Catholic piety is far too wide a topic for me to say anything particularly useful about it in general. In any case, my experience of it in suburban America has been that, if anything, it is decorous and restrained. And so I was struck by a passage in Ronald Chapman’s biography of Fr Frederick William Faber, describing the attitudes of mid 19th-century London:
“To decorate a Lady altar with flowers or to burn lamps or votive candles before her picture was absolutely unheard of. This sort of thing might go on in backward countries and for the benefit of emotional Italian peasants – but in the middle of London it was a positive incentive to disbelief.”
I suspect these attitudes are not too different from our own. Perhaps the “backward countries” and “emotional Italian peasants” do not loom in our imaginations as something to be overcome and put aside, but the toning down or glossing over some of the more maudlin displays of devotion and piety so as not to appear excessively strange or superstitious persists.
Faber’s ideas of piety were, as it happens, influenced by a tour of Italy he made some time before his conversion to Catholicism in 1845, and his spiritual writings and hymns do betray a streak of sentimentality. His writing often lapses into a flowery and purple style, and that style and the emotion that it is intended to produce can overshadow the content. About some of his hymns, the less said the better. “O happy pyx! O happy pyx! / Where Jesus doth his dwelling fix.” is about as bad as English verse can get.
I do not mean to suggest that all of Faber’s output is not worth reading – some of it is in fact very good – but it shows that he might have overreacted a bit to the sterile piety of England.
That said, I find it hard to blame him for finding the sentimentality and the tenderness that characterises the Italian style of devotion attractive. He was, after all, formed by a place where something like lighting a lamp before a statue of the Virgin was never done. He also greatly admired the miraculous and heroic elements of hagiography, unlike many of his Catholic countrymen: his attempt at having the continental lives of Counter-Reformation saints translated into English met some opposition because it focused on those aspects of the saints’ lives.

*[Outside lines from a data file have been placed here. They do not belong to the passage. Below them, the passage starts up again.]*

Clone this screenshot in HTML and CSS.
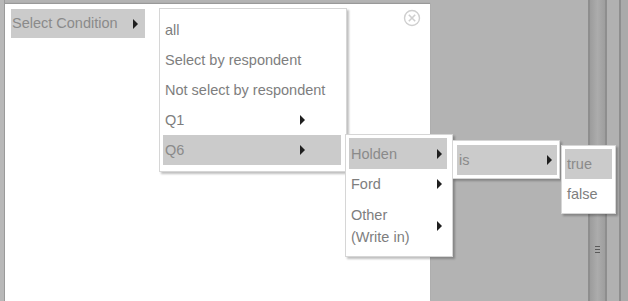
FILE: index.html
```html
<!DOCTYPE html>
<html lang="en">
<head>
    <meta charset="UTF-8">
    <meta name="viewport" content="width=device-width, initial-scale=1.0">
    <title>Select Condition</title>
    <link rel="stylesheet" href="styles.css">
</head>
<body>
    <div class="gutter"></div>
    <div class="panel">
        <svg class="close-icon" width="18" height="18" viewBox="0 0 18 18">
            <circle cx="9" cy="9" r="7.5" fill="none" stroke="#cfcfcf" stroke-width="1.4"/>
            <path d="M5.8 5.8 L12.2 12.2 M12.2 5.8 L5.8 12.2" stroke="#cfcfcf" stroke-width="1.6"/>
        </svg>
        <ul class="root">
            <li class="item active has-sub">Select Condition
                <ul class="menu menu-q">
                    <li class="item">all</li>
                    <li class="item">Select by respondent</li>
                    <li class="item">Not select by respondent</li>
                    <li class="item has-sub">Q1</li>
                    <li class="item active has-sub">Q6
                        <ul class="menu menu-a">
                            <li class="item active has-sub">Holden
                                <ul class="menu menu-op">
                                    <li class="item active has-sub">is
                                        <ul class="menu menu-val">
                                            <li class="item active">true</li>
                                            <li class="item">false</li>
                                        </ul>
                                    </li>
                                </ul>
                            </li>
                            <li class="item has-sub">Ford</li>
                            <li class="item has-sub">Other (Write in)</li>
                        </ul>
                    </li>
                </ul>
            </li>
        </ul>
    </div>
    <div class="canvas"></div>
    <div class="rail">
        <div class="rail-track">
            <span class="grip"></span>
        </div>
        <div class="rail-side"></div>
        <div class="rail-end"></div>
    </div>
</body>
</html>
```

FILE: styles.css
```css
body {
    margin: 0;
    height: 301px;
    display: flex;
    background: #b3b3b3;
    font-family: "Liberation Sans", Arial, sans-serif;
    font-size: 14.5px;
    color: #7e7e7e;
    overflow: hidden;
}
.gutter {
    width: 4px;
    border-right: 1px solid #9a9a9a;
    background: #b8b8b8;
}
.panel {
    position: relative;
    width: 419px;
    margin-top: 4px;
    padding: 5px 0 0 6px;
    background: #fff;
    box-shadow: 0 -1px 1px #999;
    z-index: 2;
}
.canvas {
    flex: 1;
}
.rail {
    display: flex;
    width: 40px;
}
.rail-track {
    width: 15px;
    border-left: 2px solid #8e8e8e;
    border-right: 2px solid #8e8e8e;
    background: linear-gradient(to right, #9c9c9c, #acacac 50%, #9e9e9e);
    display: flex;
    justify-content: center;
    padding-top: 246px;
}
.rail-side {
    width: 12px;
    background: #b1b1b1;
    border-right: 2px solid #8e8e8e;
}
.rail-end {
    flex: 1;
    background: #aaaaaa;
}
.grip {
    width: 5px;
    height: 7px;
    background: repeating-linear-gradient(to bottom, #5a5a5a 0 1px, transparent 1px 3px);
}
.close-icon {
    position: absolute;
    left: 398px;
    top: 5px;
}

ul {
    list-style: none;
    margin: 0;
    padding: 0;
}
.item {
    position: relative;
    padding: 4px 0 4px 2px;
    line-height: 22px;
    white-space: nowrap;
}
.item.active {
    background: #cbcbcb;
    color: #8a8a8a;
}
.has-sub::after {
    content: "";
    position: absolute;
    top: 50%;
    right: 7px;
    margin-top: -5px;
    border-left: 5px solid #1f1f1f;
    border-top: 5px solid transparent;
    border-bottom: 5px solid transparent;
}
.root > .item {
    width: 133px;
    padding: 3px 0 4px 1px;
}
.menu {
    position: absolute;
    top: -1px;
    left: calc(100% + 14px);
    background: #fff;
    border: 1px solid #d6d6d6;
    box-shadow: 2px 2px 2px rgba(0, 0, 0, 0.25);
    color: #7e7e7e;
    z-index: 3;
}
.menu-q {
    padding: 6px 5px 6px 3px;
}
.menu-q > .item {
    width: 176px;
}
.menu-q > .has-sub::after {
    right: 36px;
}
.menu-a {
    left: calc(100% + 4px);
    top: -1px;
    padding: 3px 5px 3px 3px;
}
.menu-a > .item {
    width: 74px;
    padding-right: 22px;
    white-space: normal;
}
.menu-a > .item:first-child {
    padding-top: 5px;
}
.menu-a > .item:last-child {
    padding-top: 5px;
    padding-bottom: 5px;
}
.menu-a > .has-sub::after {
    right: 5px;
}
.menu-op {
    left: calc(100% + 5px);
    top: 2px;
    padding: 4px 2px 3px 4px;
}
.menu-op > .item {
    width: 98px;
}
.menu-op > .has-sub::after {
    right: 5px;
}
.menu-val {
    left: calc(100% + 4px);
    top: 0;
    padding: 3px 3px 4px 3px;
}
.menu-val > .item {
    width: 45px;
}
```
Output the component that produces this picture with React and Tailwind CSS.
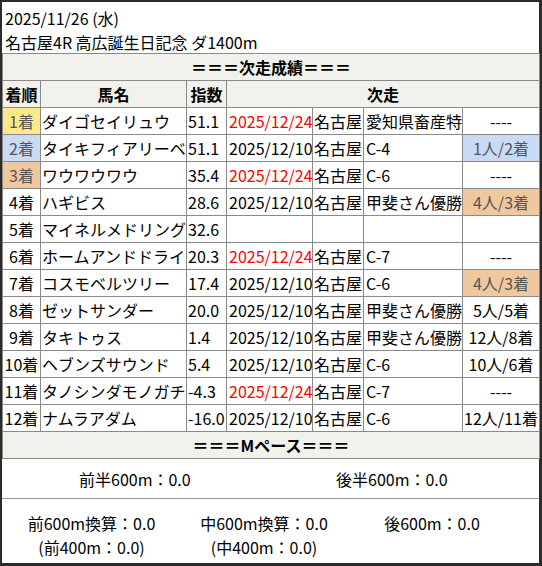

Even if some of Faber’s ideas and devotions, such as having a chapel open all day so that people could visit the Blessed Sacrament, or lighting a candle before a picture of the Virgin, seem rather unremarkable to us now, some of them do not. Perhaps the starkest contrast to the rather impersonal style of devotion of his England was his practice of referring to the Virgin as “Mama”. He was once so overcome with joy at a Marian procession that he exclaimed: “Won’t Mama be pleased!” I am acquainted with some young Catholics who, familiar with this story, have adopted Faber’s practice. I have seen their adoption of that practice called “affected and weird”. Maybe it is, and maybe Faber was also affected and weird.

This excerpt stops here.